■ WHAT IS NEEDED:
Write out the whole listing again, exactly.

■ DATA SECTION:
□ □ □ □ □ □ □

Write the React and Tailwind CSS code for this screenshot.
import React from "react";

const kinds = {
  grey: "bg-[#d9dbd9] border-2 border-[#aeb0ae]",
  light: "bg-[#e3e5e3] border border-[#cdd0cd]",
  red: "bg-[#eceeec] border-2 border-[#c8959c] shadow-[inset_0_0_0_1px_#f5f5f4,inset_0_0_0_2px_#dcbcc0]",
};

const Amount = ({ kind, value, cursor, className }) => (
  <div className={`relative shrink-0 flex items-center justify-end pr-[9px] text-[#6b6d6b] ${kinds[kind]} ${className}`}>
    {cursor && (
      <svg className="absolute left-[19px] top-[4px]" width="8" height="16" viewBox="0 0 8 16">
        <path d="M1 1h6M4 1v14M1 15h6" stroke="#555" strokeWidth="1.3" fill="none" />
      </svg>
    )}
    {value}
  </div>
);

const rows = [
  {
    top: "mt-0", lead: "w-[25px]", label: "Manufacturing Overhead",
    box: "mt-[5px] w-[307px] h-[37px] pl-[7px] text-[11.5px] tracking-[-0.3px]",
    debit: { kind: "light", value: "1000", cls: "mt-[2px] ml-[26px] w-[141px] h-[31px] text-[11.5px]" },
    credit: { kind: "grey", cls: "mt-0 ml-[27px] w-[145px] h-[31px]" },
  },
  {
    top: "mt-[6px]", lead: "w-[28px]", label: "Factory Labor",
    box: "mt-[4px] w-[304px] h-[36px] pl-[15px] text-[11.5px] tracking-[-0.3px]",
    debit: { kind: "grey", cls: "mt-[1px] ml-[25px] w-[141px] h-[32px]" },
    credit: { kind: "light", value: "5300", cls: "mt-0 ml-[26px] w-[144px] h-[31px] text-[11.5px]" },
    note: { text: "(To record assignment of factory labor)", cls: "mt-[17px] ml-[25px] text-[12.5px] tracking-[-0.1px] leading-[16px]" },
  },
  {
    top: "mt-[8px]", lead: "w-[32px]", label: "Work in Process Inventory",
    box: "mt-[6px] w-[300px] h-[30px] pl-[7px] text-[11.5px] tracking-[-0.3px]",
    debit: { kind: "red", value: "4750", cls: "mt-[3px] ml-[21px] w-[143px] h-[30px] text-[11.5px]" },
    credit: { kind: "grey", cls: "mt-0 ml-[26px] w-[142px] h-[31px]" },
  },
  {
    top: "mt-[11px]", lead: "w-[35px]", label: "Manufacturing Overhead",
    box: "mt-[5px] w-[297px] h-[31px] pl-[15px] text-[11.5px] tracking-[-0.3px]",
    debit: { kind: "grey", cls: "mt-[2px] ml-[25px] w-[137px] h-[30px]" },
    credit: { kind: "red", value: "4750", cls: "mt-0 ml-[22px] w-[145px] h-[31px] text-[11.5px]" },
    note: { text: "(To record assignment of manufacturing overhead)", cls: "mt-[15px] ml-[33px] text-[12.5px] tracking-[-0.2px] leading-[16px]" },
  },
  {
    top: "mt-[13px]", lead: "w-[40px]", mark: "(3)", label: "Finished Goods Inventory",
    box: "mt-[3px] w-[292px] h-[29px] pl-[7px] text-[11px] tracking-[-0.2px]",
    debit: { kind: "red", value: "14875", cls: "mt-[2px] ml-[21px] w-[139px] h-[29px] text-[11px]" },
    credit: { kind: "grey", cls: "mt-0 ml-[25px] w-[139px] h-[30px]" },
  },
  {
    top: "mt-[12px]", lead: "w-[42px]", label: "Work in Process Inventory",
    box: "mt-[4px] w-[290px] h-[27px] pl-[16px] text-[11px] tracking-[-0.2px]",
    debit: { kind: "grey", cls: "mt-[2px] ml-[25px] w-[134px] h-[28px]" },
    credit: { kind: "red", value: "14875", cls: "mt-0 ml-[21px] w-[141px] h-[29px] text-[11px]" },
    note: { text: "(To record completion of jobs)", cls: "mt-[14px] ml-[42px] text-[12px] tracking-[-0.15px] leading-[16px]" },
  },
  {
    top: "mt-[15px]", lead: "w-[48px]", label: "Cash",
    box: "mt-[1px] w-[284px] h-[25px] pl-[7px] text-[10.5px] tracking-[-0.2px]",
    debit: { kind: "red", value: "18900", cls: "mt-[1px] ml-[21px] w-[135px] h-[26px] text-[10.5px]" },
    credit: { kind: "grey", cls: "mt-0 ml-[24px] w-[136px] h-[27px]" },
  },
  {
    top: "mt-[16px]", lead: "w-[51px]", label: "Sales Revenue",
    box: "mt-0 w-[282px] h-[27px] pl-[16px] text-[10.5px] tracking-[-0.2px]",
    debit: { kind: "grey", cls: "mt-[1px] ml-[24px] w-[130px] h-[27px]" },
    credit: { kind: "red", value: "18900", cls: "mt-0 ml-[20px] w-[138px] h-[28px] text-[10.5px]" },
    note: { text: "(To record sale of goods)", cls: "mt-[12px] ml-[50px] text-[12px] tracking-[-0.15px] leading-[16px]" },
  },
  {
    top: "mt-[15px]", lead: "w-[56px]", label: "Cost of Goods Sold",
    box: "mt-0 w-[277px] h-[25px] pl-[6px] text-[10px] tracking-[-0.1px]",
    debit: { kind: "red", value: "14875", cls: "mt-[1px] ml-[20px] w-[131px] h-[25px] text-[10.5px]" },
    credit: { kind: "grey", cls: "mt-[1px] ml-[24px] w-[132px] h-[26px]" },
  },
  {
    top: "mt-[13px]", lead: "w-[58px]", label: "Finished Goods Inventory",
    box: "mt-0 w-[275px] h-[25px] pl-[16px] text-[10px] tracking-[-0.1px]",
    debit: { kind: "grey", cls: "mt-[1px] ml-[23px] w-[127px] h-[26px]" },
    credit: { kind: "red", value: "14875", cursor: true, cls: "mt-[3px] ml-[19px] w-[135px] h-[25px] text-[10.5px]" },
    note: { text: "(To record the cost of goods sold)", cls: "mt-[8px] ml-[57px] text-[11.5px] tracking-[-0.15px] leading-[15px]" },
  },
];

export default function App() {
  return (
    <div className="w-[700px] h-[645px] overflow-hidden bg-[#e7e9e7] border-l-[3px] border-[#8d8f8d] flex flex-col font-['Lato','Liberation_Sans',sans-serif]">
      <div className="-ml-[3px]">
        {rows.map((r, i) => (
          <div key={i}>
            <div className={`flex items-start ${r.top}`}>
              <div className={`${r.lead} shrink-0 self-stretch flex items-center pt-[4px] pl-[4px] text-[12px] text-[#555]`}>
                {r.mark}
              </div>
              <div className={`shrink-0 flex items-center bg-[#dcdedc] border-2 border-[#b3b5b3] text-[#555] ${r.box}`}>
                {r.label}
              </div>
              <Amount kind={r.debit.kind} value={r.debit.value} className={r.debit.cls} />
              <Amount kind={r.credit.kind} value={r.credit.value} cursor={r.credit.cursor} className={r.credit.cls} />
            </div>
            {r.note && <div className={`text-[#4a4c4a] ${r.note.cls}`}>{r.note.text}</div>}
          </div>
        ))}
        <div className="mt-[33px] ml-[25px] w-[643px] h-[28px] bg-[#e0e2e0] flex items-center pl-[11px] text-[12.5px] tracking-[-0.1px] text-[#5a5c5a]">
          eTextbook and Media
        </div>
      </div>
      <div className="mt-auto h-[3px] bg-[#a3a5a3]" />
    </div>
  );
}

□ □ □ □ □ □ □

■ FINISHED ANSWER:
Write the React and Tailwind CSS code for this screenshot.
import React from "react";

const kinds = {
  grey: "bg-[#d9dbd9] border-2 border-[#aeb0ae]",
  light: "bg-[#e3e5e3] border border-[#cdd0cd]",
  red: "bg-[#eceeec] border-2 border-[#c8959c] shadow-[inset_0_0_0_1px_#f5f5f4,inset_0_0_0_2px_#dcbcc0]",
};

const Amount = ({ kind, value, cursor, className }) => (
  <div className={`relative shrink-0 flex items-center justify-end pr-[9px] text-[#6b6d6b] ${kinds[kind]} ${className}`}>
    {cursor && (
      <svg className="absolute left-[19px] top-[4px]" width="8" height="16" viewBox="0 0 8 16">
        <path d="M1 1h6M4 1v14M1 15h6" stroke="#555" strokeWidth="1.3" fill="none" />
      </svg>
    )}
    {value}
  </div>
);

const rows = [
  {
    top: "mt-0", lead: "w-[25px]", label: "Manufacturing Overhead",
    box: "mt-[5px] w-[307px] h-[37px] pl-[7px] text-[11.5px] tracking-[-0.3px]",
    debit: { kind: "light", value: "1000", cls: "mt-[2px] ml-[26px] w-[141px] h-[31px] text-[11.5px]" },
    credit: { kind: "grey", cls: "mt-0 ml-[27px] w-[145px] h-[31px]" },
  },
  {
    top: "mt-[6px]", lead: "w-[28px]", label: "Factory Labor",
    box: "mt-[4px] w-[304px] h-[36px] pl-[15px] text-[11.5px] tracking-[-0.3px]",
    debit: { kind: "grey", cls: "mt-[1px] ml-[25px] w-[141px] h-[32px]" },
    credit: { kind: "light", value: "5300", cls: "mt-0 ml-[26px] w-[144px] h-[31px] text-[11.5px]" },
    note: { text: "(To record assignment of factory labor)", cls: "mt-[17px] ml-[25px] text-[12.5px] tracking-[-0.1px] leading-[16px]" },
  },
  {
    top: "mt-[8px]", lead: "w-[32px]", label: "Work in Process Inventory",
    box: "mt-[6px] w-[300px] h-[30px] pl-[7px] text-[11.5px] tracking-[-0.3px]",
    debit: { kind: "red", value: "4750", cls: "mt-[3px] ml-[21px] w-[143px] h-[30px] text-[11.5px]" },
    credit: { kind: "grey", cls: "mt-0 ml-[26px] w-[142px] h-[31px]" },
  },
  {
    top: "mt-[11px]", lead: "w-[35px]", label: "Manufacturing Overhead",
    box: "mt-[5px] w-[297px] h-[31px] pl-[15px] text-[11.5px] tracking-[-0.3px]",
    debit: { kind: "grey", cls: "mt-[2px] ml-[25px] w-[137px] h-[30px]" },
    credit: { kind: "red", value: "4750", cls: "mt-0 ml-[22px] w-[145px] h-[31px] text-[11.5px]" },
    note: { text: "(To record assignment of manufacturing overhead)", cls: "mt-[15px] ml-[33px] text-[12.5px] tracking-[-0.2px] leading-[16px]" },
  },
  {
    top: "mt-[13px]", lead: "w-[40px]", mark: "(3)", label: "Finished Goods Inventory",
    box: "mt-[3px] w-[292px] h-[29px] pl-[7px] text-[11px] tracking-[-0.2px]",
    debit: { kind: "red", value: "14875", cls: "mt-[2px] ml-[21px] w-[139px] h-[29px] text-[11px]" },
    credit: { kind: "grey", cls: "mt-0 ml-[25px] w-[139px] h-[30px]" },
  },
  {
    top: "mt-[12px]", lead: "w-[42px]", label: "Work in Process Inventory",
    box: "mt-[4px] w-[290px] h-[27px] pl-[16px] text-[11px] tracking-[-0.2px]",
    debit: { kind: "grey", cls: "mt-[2px] ml-[25px] w-[134px] h-[28px]" },
    credit: { kind: "red", value: "14875", cls: "mt-0 ml-[21px] w-[141px] h-[29px] text-[11px]" },
    note: { text: "(To record completion of jobs)", cls: "mt-[14px] ml-[42px] text-[12px] tracking-[-0.15px] leading-[16px]" },
  },
  {
    top: "mt-[15px]", lead: "w-[48px]", label: "Cash",
    box: "mt-[1px] w-[284px] h-[25px] pl-[7px] text-[10.5px] tracking-[-0.2px]",
    debit: { kind: "red", value: "18900", cls: "mt-[1px] ml-[21px] w-[135px] h-[26px] text-[10.5px]" },
    credit: { kind: "grey", cls: "mt-0 ml-[24px] w-[136px] h-[27px]" },
  },
  {
    top: "mt-[16px]", lead: "w-[51px]", label: "Sales Revenue",
    box: "mt-0 w-[282px] h-[27px] pl-[16px] text-[10.5px] tracking-[-0.2px]",
    debit: { kind: "grey", cls: "mt-[1px] ml-[24px] w-[130px] h-[27px]" },
    credit: { kind: "red", value: "18900", cls: "mt-0 ml-[20px] w-[138px] h-[28px] text-[10.5px]" },
    note: { text: "(To record sale of goods)", cls: "mt-[12px] ml-[50px] text-[12px] tracking-[-0.15px] leading-[16px]" },
  },
  {
    top: "mt-[15px]", lead: "w-[56px]", label: "Cost of Goods Sold",
    box: "mt-0 w-[277px] h-[25px] pl-[6px] text-[10px] tracking-[-0.1px]",
    debit: { kind: "red", value: "14875", cls: "mt-[1px] ml-[20px] w-[131px] h-[25px] text-[10.5px]" },
    credit: { kind: "grey", cls: "mt-[1px] ml-[24px] w-[132px] h-[26px]" },
  },
  {
    top: "mt-[13px]", lead: "w-[58px]", label: "Finished Goods Inventory",
    box: "mt-0 w-[275px] h-[25px] pl-[16px] text-[10px] tracking-[-0.1px]",
    debit: { kind: "grey", cls: "mt-[1px] ml-[23px] w-[127px] h-[26px]" },
    credit: { kind: "red", value: "14875", cursor: true, cls: "mt-[3px] ml-[19px] w-[135px] h-[25px] text-[10.5px]" },
    note: { text: "(To record the cost of goods sold)", cls: "mt-[8px] ml-[57px] text-[11.5px] tracking-[-0.15px] leading-[15px]" },
  },
];

export default function App() {
  return (
    <div className="w-[700px] h-[645px] overflow-hidden bg-[#e7e9e7] border-l-[3px] border-[#8d8f8d] flex flex-col font-['Lato','Liberation_Sans',sans-serif]">
      <div className="-ml-[3px]">
        {rows.map((r, i) => (
          <div key={i}>
            <div className={`flex items-start ${r.top}`}>
              <div className={`${r.lead} shrink-0 self-stretch flex items-center pt-[4px] pl-[4px] text-[12px] text-[#555]`}>
                {r.mark}
              </div>
              <div className={`shrink-0 flex items-center bg-[#dcdedc] border-2 border-[#b3b5b3] text-[#555] ${r.box}`}>
                {r.label}
              </div>
              <Amount kind={r.debit.kind} value={r.debit.value} className={r.debit.cls} />
              <Amount kind={r.credit.kind} value={r.credit.value} cursor={r.credit.cursor} className={r.credit.cls} />
            </div>
            {r.note && <div className={`text-[#4a4c4a] ${r.note.cls}`}>{r.note.text}</div>}
          </div>
        ))}
        <div className="mt-[33px] ml-[25px] w-[643px] h-[28px] bg-[#e0e2e0] flex items-center pl-[11px] text-[12.5px] tracking-[-0.1px] text-[#5a5c5a]">
          eTextbook and Media
        </div>
      </div>
      <div className="mt-auto h-[3px] bg-[#a3a5a3]" />
    </div>
  );
}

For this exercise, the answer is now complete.